Short Sale Relocation Assistance Before Foreclosure: Timing Matters
The foreclosure date is on the calendar, the moving boxes are not packed, and the seller is wondering the same thing at 2:13 a.m.: “If I do a short sale, can I still get help with moving money?”
That question matters because relocation assistance is often not just about whether a seller qualifies. It is about timing, cooperation, documentation, and whether the short sale closes before the lender’s foreclosure process runs out the clock.
And yes, in the right situation, a seller may be able to receive relocation assistance through an approved short sale. But this is not magic money from the real estate fairy department. It has rules. It has deadlines. And if the file is handled casually, that check can disappear before anyone knows what happened.
The Window Can Close Faster Than Sellers Expect
A short sale is a negotiated settlement with the mortgage servicer or investor. The lender agrees to accept less than the full loan balance because it may be a better outcome than foreclosure.
Relocation assistance is separate. It is a payment some lenders or investors allow at closing to help the homeowner move after completing the approved short sale. For example, Fannie Mae’s current servicing guidance says eligible owner-occupant borrowers in a completed Fannie Mae short sale may receive relocation assistance, subject to specific exclusions and conditions.
The key phrase is “completed short sale.”
If the foreclosure sale happens first, there is no short sale closing. No closing usually means no relocation payment. That is why sellers who want to protect the possibility of relocation assistance should ask for short sale help as early as possible, not after the auction notice has already started breathing down everyone’s neck.
The Seller Usually Has to Cooperate All the Way Through
Relocation assistance is typically tied to cooperation. That means the seller needs to provide documents, allow access, sign forms, maintain communication, and move out as agreed.
Common seller mistakes that can put relocation money at risk include:
Waiting too long to submit the short sale package
Ignoring servicer document requests
Refusing reasonable showings
Letting the property deteriorate
Moving out without a plan
Assuming the buyer, agent, or title company controls the incentive
That last one is big.

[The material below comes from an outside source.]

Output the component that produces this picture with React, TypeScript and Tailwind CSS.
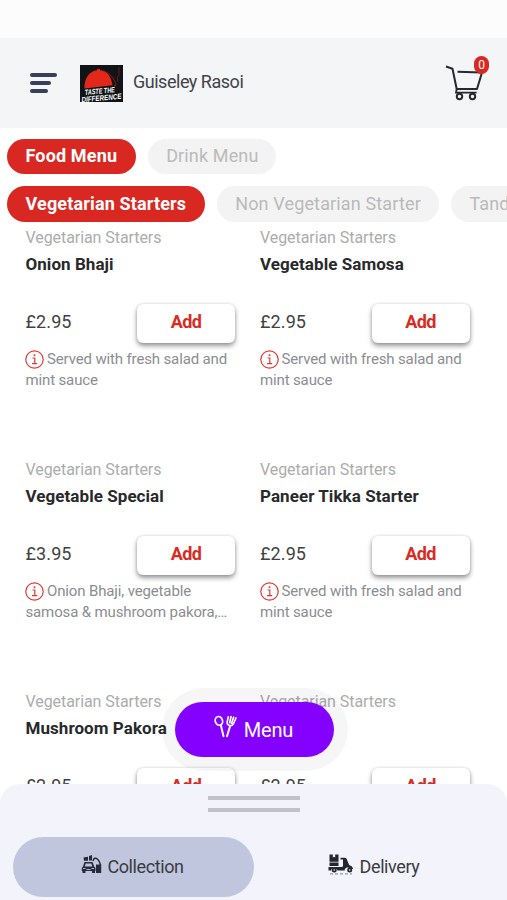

Relocation assistance is usually approved by the lender, investor, or servicer. It should appear in the written short sale approval and on the closing statement. If it is not confirmed in writing, do not treat it like guaranteed money.
Agents Should Ask About It Early
For agents, relocation assistance is not just a seller benefit. It can keep the file alive.
A seller who is overwhelmed, broke, and facing foreclosure may stop cooperating because the entire process feels pointless. When they understand that a successful short sale may provide moving funds, they often stay more engaged.
That does not mean agents should promise a payout. They should not. But they can ask the right questions early:
Is this an owner-occupied property?
Who owns or insures the loan?
Is there an active foreclosure sale date?
Has the seller already received relocation assistance from another source?
Will the servicer allow relocation funds in this file?
Will the incentive be listed in the approval letter?
This is where a strong short sale negotiator earns their keep. Crisp Short Sales helps with short sale assistance for agents and homeowners by tracking lender requirements, requesting available incentives, and making sure the approval terms are clear before closing.
The Foreclosure Date Changes the Strategy
If there is no foreclosure date yet, the strategy is usually straightforward: build the strongest short sale file possible and push for approval.
If there is already a sale date, the strategy becomes more urgent. The short sale team may need to request a foreclosure postponement, show that the property is actively listed, document the offer status, and prove that the lender has a better path than foreclosing.
This is where sellers get into trouble when they wait. A lender may be more willing to review a short sale when there is enough time to evaluate the hardship, order a valuation, review the buyer’s offer, negotiate liens, and approve the settlement. When the sale date is only days away, everyone is working with less oxygen.
Can a foreclosure sale be postponed? Sometimes. Is it guaranteed? Absolutely not. That is why the safest move is to start the short sale process before the timeline becomes an emergency.
What Sellers Should Do Right Now
If a seller is hoping for relocation assistance, the first step is not guessing. It is getting the file organized.
They should gather:
Mortgage statement
Hardship explanation
Pay stubs or income documentation
Bank statements
Tax returns if requested
HOA information
Any foreclosure notices
Listing agreement and buyer offer if available
They should also ask the servicer directly whether relocation assistance may be available for their loan type. Some investors have published rules. Some lenders have internal programs. Some files qualify, some do not.
The important thing is to ask early and document everything.
Bottom Line
Short sale relocation assistance can be a meaningful lifeline for a seller who needs to move before foreclosure. It may help cover deposits, moving trucks, utility setup, or the basic costs of getting a fresh start.
But it is not automatic. It depends on the investor, the servicer, the property occupancy, the seller’s cooperation, the approval terms, and whether the short sale actually closes.
If foreclosure is already in motion, timing becomes the whole game. The sooner the seller gets organized, the better the chance of preserving options, negotiating clearly, and avoiding the classic short sale tragedy: finding out help was available after the clock already ran out.